Ex vivo rheology of spider silk

N. Kojic (1,2), J. Bico (1), C. Clasen (3) & G.H. McKinley (1)

(1) Hatsopoulos Microfluids Laboratory, Department of Mechanical Engineering, MIT, Cambridge, Massachusetts 02139, USA.
(2) Harvard-MIT Division of Health Sciences and Technology,Cambridge, Massachusetts 02139, USA.
(3) Institut für Technishe und Macromolekulare Chemie, 20146 Hamburg, Germany. (3)

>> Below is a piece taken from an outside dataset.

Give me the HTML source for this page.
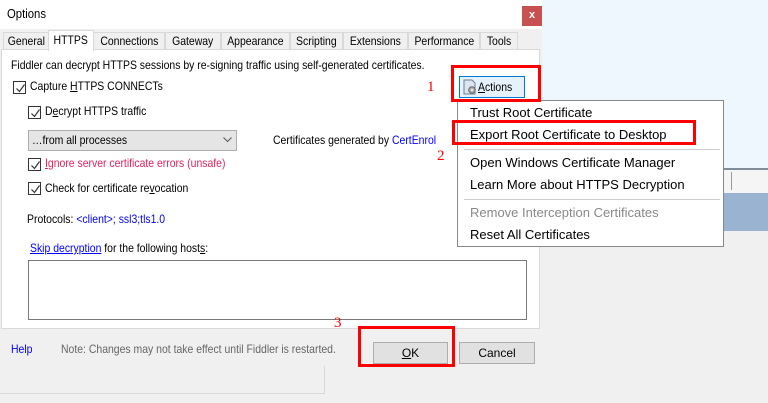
<!DOCTYPE html>
<html><head><meta charset="utf-8"><style>
*{margin:0;padding:0;box-sizing:border-box}
body{width:768px;height:403px;overflow:hidden;background:#f0f0f0;position:relative;font-family:"Liberation Sans","Noto Sans CJK SC",sans-serif;font-size:12px;color:#000}
.a{position:absolute;white-space:nowrap}
.n{transform-origin:0 0;transform:scaleX(.87)}
.cb{position:absolute;width:13px;height:13px;border:1px solid #333;background:#fff}
.cb svg{position:absolute;left:1px;top:1px}
.tab{position:absolute;top:32px;height:17px;border:1px solid #d9d9d9;border-bottom:none;background:#f0f0f0;font-size:12px;line-height:16px;text-align:center}
.tab span{display:inline-block;transform:scaleX(.87)}
.mi{position:absolute;left:12px;font-size:13px}
.red{position:absolute;border:3px solid #f00}
u{text-decoration:underline}
</style></head><body>
<div class="a" style="left:542px;top:0;width:226px;height:168px;background:#eef6fe"></div>
<div class="a" style="left:542px;top:168px;width:226px;height:2px;background:#7f8c99"></div>
<div class="a" style="left:542px;top:170px;width:226px;height:23px;background:#f5f5f5"></div>
<div class="a" style="left:731px;top:172px;width:1px;height:18px;background:#999"></div>
<div class="a" style="left:542px;top:193px;width:226px;height:38px;background:#9ab3d0"></div>
<div class="a" style="left:0;top:0;width:542px;height:29px;background:#fff"></div>
<div class="a n" style="left:7px;top:6px;font-size:13px">Options</div>
<div class="a" style="left:522px;top:6px;width:20px;height:20px;background:#c75050;color:#fff;font-size:11px;font-weight:bold;text-align:center;line-height:19px">x</div>
<div class="tab" style="left:3px;width:46px"><span>General</span></div>
<div class="tab" style="left:93px;width:72px"><span>Connections</span></div>
<div class="tab" style="left:165px;width:56px"><span>Gateway</span></div>
<div class="tab" style="left:221px;width:69px"><span>Appearance</span></div>
<div class="tab" style="left:290px;width:53px"><span>Scripting</span></div>
<div class="tab" style="left:343px;width:65px"><span>Extensions</span></div>
<div class="tab" style="left:408px;width:72px"><span>Performance</span></div>
<div class="tab" style="left:480px;width:38px"><span>Tools</span></div>
<div class="a" style="left:1px;top:49px;width:539px;height:280px;background:#fff;border:1px solid #d9d9d9"></div>
<div class="tab" style="left:48px;top:30px;width:46px;height:21px;background:#fff;border-color:#d9d9d9;line-height:18px;z-index:2"><span>HTTPS</span></div>
<div class="a n" style="left:11px;top:58px">Fiddler can decrypt HTTPS sessions by re-signing traffic using self-generated certificates.</div>
<div class="cb" style="left:13px;top:81px"><svg width="11" height="11"><path d="M1.5 5.5l3 3 5-7" stroke="#333" stroke-width="1.2" fill="none"/></svg></div>
<div class="a n" style="left:30px;top:79px">Capture <u>H</u>TTPS CONNECTs</div>
<div class="cb" style="left:28px;top:106px"><svg width="11" height="11"><path d="M1.5 5.5l3 3 5-7" stroke="#333" stroke-width="1.2" fill="none"/></svg></div>
<div class="a n" style="left:45px;top:104px">D<u>e</u>crypt HTTPS traffic</div>
<div class="a" style="left:28px;top:130px;width:209px;height:21px;background:#e5e5e5;border:1px solid #adadad"></div>
<div class="a n" style="left:32px;top:133px">…from all processes</div>
<svg class="a" style="left:223px;top:137px" width="9" height="6"><path d="M0.5 0.5l4 4 4-4" stroke="#555" fill="none"/></svg>
<div class="a n" style="left:273px;top:133px">Certificates generated by <span style="color:#00f">CertEnrol</span></div>
<div class="cb" style="left:28px;top:158px"><svg width="11" height="11"><path d="M1.5 5.5l3 3 5-7" stroke="#333" stroke-width="1.2" fill="none"/></svg></div>
<div class="a n" style="left:45px;top:156px;color:#e0245e"><u>I</u>gnore server certificate errors (unsafe)</div>
<div class="cb" style="left:28px;top:182px"><svg width="11" height="11"><path d="M1.5 5.5l3 3 5-7" stroke="#333" stroke-width="1.2" fill="none"/></svg></div>
<div class="a n" style="left:45px;top:181px">Check for certificate re<u>v</u>ocation</div>
<div class="a n" style="left:27px;top:212px">Protocols: <span style="color:#00f">&lt;client&gt;; ssl3;tls1.0</span></div>
<div class="a n" style="left:30px;top:241px"><u style="color:#00f">Skip decryption</u> for the following host<u>s</u>:</div>
<div class="a" style="left:28px;top:260px;width:499px;height:60px;border:1px solid #7a7a7a;background:#fff"></div>
<div class="a" style="left:0;top:366px;width:325px;height:28px;border-right:1px solid #d9d9d9;border-bottom:1px solid #d9d9d9"></div>
<div class="a n" style="left:11px;top:342px;color:#00f">Help</div>
<div class="a n" style="left:61px;top:342px;color:#666">Note: Changes may not take effect until Fiddler is restarted.</div>
<div class="a" style="left:373px;top:342px;width:75px;height:22px;background:#e1e1e1;border:1px solid #adadad;text-align:center;line-height:20px"><u>O</u>K</div>
<div class="a" style="left:459px;top:342px;width:76px;height:22px;background:#e1e1e1;border:1px solid #adadad;text-align:center;line-height:20px">Cancel</div>
<div class="a" style="left:459px;top:76px;width:66px;height:22px;background:#e5f1fb;border:1px solid #0078d7"></div>
<svg class="a" style="left:462px;top:79px" width="16" height="16"><path d="M2 1h8l3 3v11H2z" fill="#dde6f0" stroke="#6a7f99"/><circle cx="10" cy="11" r="3.3" fill="#aaa" stroke="#666"/><circle cx="10" cy="11" r="1.2" fill="#eee"/></svg>
<div class="a n" style="left:478px;top:80px"><u>A</u>ctions</div>
<div class="a" style="left:457px;top:100px;width:267px;height:147px;background:#fff;border:1px solid #888">
<div class="mi" style="top:4px">Trust Root Certificate</div>
<div class="mi" style="top:26px">Export Root Certificate to Desktop</div>
<div class="a" style="left:6px;top:48px;width:256px;height:1px;background:#ccc"></div>
<div class="mi" style="top:54px">Open Windows Certificate Manager</div>
<div class="mi" style="top:76px">Learn More about HTTPS Decryption</div>
<div class="a" style="left:6px;top:98px;width:256px;height:1px;background:#ccc"></div>
<div class="mi" style="top:104px;color:#888">Remove Interception Certificates</div>
<div class="mi" style="top:126px">Reset All Certificates</div>
</div>
<div class="red" style="left:451px;top:65px;width:90px;height:37px"></div>
<div class="red" style="left:452px;top:120px;width:244px;height:25px"></div>
<div class="red" style="left:358px;top:326px;width:97px;height:41px"></div>
<div class="a" style="left:427px;top:79px;color:#f00;font-family:'Liberation Serif',serif;font-size:15px">1</div>
<div class="a" style="left:437px;top:148px;color:#f00;font-family:'Liberation Serif',serif;font-size:15px">2</div>
<div class="a" style="left:334px;top:315px;color:#f00;font-family:'Liberation Serif',serif;font-size:15px">3</div>
</body></html>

The spinning process developed by spiders over millions of years provides a great example of a natural microfluidic system and remains a considerable source of questions1-3. In order to probe the rheological properties of minute amounts of the spinning material extracted ex vivo from the major ampullate gland of a Nephila clavipes spiderwe have developed two new micro-rheometric devices4-6. The present study shows that the spinning liquid is a complex viscoelastic fluid. Its shear viscosity (resistance to flow) decreases ten-fold as it is pushed through the narrow spinning canals of the spider, whereas its extensional viscosity (resistance to stretching) increases more than one hundred-fold during the spinning process. Quantifying the properties of native spinning solutions provides new guidance for adjusting the spinning processes of synthetic or genetically-engineered silks to match those of the spider.